- _Written request_
Find the lines containing the word "index" and copy every one of them.

- _Data provided_
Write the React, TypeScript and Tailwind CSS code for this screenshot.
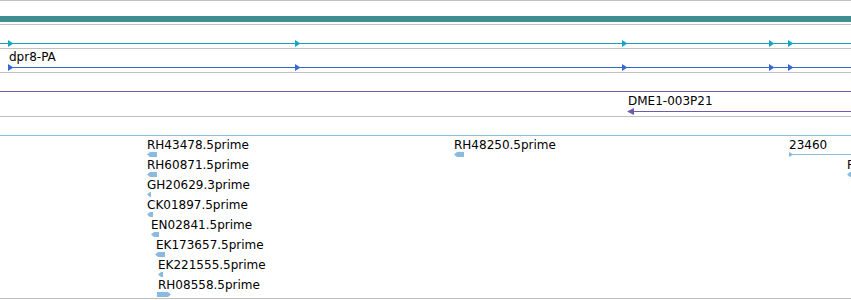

...

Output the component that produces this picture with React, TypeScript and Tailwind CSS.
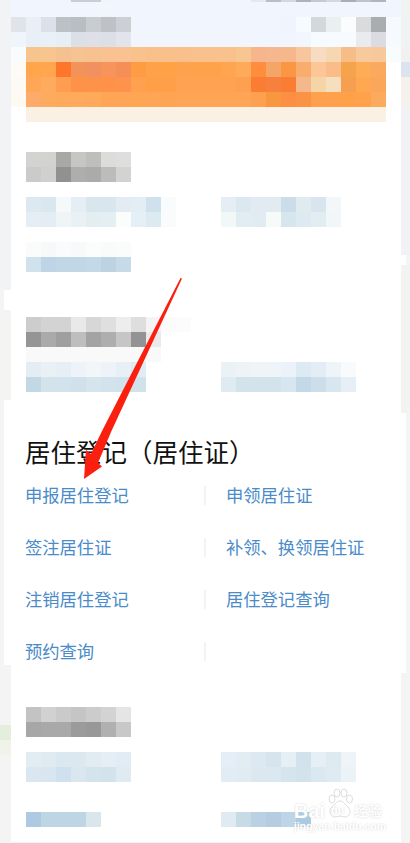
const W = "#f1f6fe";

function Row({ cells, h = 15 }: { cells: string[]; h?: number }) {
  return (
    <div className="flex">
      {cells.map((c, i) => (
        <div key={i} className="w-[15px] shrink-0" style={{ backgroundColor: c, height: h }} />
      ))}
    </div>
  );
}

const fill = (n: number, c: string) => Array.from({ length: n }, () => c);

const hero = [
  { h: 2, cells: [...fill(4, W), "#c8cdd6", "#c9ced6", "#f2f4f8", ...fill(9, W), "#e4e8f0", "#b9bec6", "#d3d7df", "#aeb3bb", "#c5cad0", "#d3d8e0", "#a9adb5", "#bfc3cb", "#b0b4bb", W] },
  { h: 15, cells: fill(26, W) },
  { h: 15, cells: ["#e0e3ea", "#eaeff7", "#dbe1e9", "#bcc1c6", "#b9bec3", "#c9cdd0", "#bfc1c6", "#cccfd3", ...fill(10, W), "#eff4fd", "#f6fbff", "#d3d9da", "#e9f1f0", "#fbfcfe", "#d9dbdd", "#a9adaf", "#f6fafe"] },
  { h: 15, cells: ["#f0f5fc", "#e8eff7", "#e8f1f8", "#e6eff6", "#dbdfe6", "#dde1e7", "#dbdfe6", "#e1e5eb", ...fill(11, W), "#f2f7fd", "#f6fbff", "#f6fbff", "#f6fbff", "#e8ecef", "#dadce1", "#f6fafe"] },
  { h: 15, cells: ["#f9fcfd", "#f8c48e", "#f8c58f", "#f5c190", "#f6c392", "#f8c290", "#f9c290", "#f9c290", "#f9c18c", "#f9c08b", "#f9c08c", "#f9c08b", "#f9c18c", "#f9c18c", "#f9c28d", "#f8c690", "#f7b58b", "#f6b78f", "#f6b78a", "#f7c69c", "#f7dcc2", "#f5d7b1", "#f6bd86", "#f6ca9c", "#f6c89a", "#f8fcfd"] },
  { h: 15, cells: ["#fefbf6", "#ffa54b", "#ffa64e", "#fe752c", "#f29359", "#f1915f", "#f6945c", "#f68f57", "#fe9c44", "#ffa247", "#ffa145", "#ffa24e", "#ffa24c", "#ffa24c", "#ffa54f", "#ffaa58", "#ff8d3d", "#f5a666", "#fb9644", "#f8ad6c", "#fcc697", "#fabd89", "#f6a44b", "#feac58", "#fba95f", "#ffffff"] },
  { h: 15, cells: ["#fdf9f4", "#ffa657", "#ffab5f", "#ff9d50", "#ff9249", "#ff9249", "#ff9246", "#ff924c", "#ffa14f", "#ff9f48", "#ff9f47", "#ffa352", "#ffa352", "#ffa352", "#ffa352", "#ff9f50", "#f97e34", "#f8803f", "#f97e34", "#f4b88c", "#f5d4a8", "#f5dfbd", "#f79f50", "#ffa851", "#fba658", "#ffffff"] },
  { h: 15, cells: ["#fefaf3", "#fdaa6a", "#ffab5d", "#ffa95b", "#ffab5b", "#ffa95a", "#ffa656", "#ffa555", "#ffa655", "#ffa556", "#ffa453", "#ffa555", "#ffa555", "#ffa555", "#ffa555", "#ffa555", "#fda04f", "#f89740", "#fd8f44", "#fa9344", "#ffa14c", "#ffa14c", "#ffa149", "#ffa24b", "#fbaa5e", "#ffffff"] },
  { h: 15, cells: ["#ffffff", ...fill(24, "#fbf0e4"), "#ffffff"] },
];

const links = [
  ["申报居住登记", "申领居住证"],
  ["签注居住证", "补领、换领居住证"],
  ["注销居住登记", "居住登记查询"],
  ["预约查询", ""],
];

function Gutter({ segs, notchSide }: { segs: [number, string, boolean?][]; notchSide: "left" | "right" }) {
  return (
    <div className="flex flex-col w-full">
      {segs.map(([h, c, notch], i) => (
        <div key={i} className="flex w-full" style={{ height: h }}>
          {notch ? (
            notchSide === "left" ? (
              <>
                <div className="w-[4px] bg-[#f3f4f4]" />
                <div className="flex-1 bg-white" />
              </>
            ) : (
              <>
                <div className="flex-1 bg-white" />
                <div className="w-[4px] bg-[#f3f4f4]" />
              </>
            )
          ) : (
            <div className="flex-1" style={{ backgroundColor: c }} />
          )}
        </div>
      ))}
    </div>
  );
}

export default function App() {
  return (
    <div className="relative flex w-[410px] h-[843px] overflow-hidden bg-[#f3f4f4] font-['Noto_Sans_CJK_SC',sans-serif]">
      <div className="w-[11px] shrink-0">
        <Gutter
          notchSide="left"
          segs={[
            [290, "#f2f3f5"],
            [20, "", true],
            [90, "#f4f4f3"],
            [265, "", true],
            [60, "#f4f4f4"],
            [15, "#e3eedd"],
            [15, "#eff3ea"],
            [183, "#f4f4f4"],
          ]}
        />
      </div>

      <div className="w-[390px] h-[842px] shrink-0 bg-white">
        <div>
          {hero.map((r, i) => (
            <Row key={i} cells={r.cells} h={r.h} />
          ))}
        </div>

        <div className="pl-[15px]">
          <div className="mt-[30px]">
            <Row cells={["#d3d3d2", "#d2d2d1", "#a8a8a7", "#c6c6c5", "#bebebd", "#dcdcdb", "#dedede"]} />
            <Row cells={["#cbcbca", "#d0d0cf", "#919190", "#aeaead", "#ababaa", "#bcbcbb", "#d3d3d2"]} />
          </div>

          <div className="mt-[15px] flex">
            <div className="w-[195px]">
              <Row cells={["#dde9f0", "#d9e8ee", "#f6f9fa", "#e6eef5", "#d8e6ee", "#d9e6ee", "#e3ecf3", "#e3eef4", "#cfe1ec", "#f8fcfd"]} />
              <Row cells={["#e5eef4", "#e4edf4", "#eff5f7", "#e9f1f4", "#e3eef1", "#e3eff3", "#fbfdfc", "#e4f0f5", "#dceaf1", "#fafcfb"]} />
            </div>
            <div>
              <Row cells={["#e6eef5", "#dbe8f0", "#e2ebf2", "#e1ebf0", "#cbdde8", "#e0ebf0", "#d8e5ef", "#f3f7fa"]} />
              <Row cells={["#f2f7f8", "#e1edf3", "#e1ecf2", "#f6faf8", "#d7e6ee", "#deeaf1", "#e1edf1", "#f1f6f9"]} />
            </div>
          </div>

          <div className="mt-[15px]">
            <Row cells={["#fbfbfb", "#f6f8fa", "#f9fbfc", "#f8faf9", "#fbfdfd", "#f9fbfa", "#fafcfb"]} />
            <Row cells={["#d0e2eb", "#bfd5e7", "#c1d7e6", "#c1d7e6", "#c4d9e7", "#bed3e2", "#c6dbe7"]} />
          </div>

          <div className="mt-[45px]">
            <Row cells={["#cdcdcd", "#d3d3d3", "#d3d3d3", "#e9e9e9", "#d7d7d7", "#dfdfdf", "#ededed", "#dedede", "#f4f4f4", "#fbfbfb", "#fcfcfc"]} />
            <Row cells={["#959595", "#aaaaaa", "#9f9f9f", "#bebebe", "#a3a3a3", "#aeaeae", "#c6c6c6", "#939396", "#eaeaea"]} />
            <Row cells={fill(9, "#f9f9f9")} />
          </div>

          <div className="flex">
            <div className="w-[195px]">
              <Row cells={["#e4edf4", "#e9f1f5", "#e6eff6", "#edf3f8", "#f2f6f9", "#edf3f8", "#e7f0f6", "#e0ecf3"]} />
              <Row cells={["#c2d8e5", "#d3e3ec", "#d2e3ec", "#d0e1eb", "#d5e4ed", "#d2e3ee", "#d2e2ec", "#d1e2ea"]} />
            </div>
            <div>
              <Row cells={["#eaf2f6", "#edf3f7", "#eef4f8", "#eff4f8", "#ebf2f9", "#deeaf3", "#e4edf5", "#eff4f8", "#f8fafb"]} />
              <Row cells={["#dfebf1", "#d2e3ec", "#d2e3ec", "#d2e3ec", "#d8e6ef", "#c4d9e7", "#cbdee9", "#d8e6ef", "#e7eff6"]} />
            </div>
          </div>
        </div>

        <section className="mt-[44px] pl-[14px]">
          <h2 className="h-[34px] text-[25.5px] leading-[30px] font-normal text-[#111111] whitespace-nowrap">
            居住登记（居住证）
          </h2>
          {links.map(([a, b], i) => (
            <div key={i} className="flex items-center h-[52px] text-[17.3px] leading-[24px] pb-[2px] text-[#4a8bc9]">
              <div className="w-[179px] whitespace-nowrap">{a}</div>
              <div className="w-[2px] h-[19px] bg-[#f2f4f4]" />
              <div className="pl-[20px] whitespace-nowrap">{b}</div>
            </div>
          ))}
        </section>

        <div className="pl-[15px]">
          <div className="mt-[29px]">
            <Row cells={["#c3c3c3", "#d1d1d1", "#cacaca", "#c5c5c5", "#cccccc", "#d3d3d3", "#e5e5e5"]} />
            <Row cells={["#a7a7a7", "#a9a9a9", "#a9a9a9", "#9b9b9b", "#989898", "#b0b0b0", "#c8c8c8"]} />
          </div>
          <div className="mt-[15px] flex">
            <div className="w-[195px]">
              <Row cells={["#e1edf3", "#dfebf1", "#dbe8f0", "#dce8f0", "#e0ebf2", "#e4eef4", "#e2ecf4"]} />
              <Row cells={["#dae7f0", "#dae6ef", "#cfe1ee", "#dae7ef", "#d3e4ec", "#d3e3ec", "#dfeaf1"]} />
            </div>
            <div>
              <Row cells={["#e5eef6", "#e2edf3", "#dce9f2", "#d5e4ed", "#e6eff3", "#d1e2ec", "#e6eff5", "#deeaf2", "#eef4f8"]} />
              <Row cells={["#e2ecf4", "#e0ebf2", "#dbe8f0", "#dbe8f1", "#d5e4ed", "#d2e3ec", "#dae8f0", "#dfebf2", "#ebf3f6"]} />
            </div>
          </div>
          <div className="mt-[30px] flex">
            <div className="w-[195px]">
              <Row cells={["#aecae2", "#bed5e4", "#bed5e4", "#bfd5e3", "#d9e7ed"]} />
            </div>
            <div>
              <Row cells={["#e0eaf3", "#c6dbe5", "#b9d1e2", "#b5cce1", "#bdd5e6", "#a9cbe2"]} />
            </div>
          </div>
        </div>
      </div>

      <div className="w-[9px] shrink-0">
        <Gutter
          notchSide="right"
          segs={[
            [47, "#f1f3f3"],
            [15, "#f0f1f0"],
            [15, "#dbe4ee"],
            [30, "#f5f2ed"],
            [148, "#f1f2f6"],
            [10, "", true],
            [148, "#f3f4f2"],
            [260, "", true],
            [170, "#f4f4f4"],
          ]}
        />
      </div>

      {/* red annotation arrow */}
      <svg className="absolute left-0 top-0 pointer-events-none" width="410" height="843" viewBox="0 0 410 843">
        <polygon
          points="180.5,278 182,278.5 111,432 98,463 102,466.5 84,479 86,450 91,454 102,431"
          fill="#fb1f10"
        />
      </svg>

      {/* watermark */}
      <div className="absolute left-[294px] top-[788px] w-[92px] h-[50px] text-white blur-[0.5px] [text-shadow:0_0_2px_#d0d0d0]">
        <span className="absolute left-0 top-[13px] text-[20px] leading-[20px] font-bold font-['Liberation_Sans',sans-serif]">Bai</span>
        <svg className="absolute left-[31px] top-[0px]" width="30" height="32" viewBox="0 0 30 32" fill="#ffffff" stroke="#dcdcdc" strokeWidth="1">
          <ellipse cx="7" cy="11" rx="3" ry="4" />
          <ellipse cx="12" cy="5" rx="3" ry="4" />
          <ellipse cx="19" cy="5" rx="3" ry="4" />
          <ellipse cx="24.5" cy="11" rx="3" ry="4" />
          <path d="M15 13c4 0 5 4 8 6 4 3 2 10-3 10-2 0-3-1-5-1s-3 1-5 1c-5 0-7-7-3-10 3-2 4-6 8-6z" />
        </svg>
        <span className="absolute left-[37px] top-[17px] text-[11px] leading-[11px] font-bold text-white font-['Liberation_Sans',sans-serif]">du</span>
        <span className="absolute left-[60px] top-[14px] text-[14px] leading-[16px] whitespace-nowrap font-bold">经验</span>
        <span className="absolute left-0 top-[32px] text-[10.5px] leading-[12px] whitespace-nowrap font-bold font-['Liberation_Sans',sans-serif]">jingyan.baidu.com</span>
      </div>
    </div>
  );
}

--

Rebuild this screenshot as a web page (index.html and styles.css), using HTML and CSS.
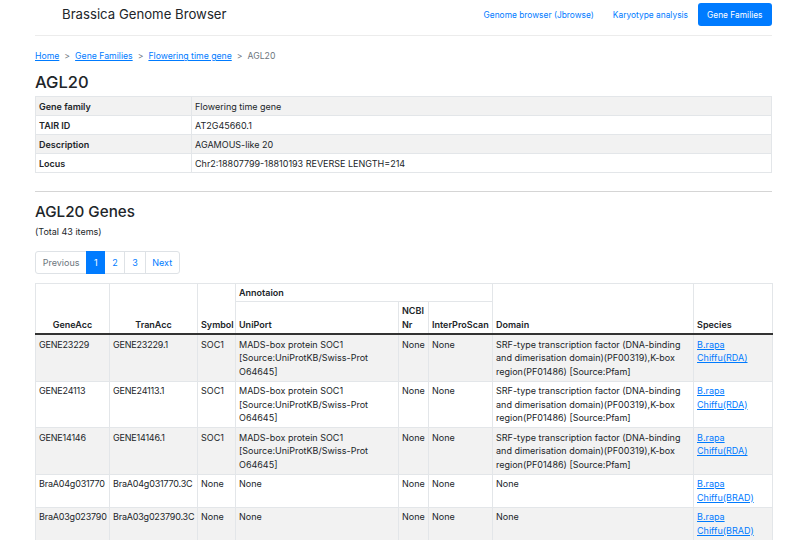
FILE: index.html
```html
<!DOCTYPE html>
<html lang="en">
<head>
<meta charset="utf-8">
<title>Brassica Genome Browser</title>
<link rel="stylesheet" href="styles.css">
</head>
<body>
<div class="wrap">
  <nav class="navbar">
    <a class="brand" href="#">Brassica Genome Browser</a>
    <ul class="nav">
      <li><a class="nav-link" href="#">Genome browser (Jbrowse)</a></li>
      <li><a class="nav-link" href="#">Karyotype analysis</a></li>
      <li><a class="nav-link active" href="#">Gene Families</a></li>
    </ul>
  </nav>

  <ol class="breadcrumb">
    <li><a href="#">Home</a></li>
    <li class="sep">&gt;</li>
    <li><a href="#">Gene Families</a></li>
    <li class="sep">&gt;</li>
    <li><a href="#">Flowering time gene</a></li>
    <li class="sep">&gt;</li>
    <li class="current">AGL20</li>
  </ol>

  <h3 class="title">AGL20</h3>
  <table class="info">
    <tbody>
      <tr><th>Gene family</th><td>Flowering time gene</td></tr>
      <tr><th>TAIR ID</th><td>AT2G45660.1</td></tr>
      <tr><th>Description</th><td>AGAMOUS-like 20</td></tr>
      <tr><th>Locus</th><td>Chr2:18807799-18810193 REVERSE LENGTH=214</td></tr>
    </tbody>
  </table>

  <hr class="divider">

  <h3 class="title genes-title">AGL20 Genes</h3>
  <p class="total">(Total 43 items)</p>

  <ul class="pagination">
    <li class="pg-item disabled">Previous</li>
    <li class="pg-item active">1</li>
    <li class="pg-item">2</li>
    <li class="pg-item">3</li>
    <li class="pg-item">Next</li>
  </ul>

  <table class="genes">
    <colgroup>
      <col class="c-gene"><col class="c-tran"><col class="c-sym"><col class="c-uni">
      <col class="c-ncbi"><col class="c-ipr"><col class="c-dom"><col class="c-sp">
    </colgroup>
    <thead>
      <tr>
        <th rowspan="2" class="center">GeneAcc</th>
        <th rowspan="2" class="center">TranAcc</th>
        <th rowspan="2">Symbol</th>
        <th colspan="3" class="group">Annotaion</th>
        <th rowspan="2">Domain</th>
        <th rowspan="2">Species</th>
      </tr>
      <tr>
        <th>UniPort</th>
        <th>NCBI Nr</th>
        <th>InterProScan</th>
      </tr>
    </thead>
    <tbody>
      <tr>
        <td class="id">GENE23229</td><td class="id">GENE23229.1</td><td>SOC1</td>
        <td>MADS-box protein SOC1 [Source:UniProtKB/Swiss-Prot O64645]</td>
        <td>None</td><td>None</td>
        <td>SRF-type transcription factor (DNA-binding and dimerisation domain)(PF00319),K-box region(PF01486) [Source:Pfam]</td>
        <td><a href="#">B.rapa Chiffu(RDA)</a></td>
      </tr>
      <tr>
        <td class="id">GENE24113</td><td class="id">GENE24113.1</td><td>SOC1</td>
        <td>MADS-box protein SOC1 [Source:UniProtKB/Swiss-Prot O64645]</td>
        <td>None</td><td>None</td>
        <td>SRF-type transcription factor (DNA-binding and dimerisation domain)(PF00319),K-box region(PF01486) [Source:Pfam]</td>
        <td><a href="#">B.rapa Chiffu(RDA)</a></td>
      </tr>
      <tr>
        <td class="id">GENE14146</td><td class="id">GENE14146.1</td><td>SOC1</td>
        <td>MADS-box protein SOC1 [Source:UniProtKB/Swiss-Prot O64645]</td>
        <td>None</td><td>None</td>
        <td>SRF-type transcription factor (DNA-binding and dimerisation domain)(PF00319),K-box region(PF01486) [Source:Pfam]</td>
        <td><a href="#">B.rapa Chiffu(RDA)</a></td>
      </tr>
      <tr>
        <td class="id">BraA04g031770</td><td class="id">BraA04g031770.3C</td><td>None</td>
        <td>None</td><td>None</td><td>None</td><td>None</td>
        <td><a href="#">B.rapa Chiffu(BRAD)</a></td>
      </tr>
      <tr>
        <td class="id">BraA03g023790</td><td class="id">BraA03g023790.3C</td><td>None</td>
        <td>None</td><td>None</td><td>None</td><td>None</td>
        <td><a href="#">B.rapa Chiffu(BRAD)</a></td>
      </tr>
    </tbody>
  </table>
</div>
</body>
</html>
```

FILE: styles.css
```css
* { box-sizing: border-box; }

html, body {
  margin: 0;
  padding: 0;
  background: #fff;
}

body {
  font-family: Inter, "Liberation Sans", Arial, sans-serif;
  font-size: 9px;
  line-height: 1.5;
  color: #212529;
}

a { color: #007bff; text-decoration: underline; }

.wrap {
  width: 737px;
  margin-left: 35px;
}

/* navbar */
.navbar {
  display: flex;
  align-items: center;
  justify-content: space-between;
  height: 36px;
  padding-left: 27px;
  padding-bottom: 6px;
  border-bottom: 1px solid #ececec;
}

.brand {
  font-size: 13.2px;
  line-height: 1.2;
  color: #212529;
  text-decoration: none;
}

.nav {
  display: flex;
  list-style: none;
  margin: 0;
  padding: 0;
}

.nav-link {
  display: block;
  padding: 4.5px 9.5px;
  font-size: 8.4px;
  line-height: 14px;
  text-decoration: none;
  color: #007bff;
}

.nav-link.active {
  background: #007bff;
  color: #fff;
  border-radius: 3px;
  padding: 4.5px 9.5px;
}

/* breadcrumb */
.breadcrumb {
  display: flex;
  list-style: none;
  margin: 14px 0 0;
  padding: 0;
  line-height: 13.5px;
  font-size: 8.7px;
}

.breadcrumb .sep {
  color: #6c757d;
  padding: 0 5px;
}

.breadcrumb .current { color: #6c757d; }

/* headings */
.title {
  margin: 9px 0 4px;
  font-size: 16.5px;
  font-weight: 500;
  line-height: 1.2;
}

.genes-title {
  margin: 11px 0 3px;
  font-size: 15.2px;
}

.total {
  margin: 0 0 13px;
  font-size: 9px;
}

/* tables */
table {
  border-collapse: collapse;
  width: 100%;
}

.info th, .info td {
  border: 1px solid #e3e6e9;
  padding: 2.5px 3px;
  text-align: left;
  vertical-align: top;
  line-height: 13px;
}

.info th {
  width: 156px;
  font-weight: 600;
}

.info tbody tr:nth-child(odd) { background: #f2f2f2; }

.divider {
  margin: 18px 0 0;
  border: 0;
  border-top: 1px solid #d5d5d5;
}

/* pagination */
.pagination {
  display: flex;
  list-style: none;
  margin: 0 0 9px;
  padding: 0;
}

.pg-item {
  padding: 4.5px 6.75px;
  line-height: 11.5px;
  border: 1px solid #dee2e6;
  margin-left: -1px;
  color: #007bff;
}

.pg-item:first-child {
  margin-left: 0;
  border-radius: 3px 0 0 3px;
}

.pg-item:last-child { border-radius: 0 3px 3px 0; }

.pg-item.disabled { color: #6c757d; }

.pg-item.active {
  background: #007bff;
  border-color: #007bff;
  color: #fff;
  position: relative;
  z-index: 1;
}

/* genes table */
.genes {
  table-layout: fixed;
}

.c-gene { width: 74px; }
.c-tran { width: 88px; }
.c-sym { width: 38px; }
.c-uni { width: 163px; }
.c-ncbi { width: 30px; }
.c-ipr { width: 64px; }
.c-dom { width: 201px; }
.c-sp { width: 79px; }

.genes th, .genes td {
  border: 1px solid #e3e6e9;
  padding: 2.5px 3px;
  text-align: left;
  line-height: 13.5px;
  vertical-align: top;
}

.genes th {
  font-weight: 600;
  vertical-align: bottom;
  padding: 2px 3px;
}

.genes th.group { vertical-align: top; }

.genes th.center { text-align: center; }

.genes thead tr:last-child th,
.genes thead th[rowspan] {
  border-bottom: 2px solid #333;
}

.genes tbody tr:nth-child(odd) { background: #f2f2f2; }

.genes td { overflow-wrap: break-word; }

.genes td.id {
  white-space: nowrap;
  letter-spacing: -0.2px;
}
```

- _Exercise result_
Rebuild this screenshot as a web page (index.html and styles.css), using HTML and CSS.
FILE: index.html
  z-index: 1;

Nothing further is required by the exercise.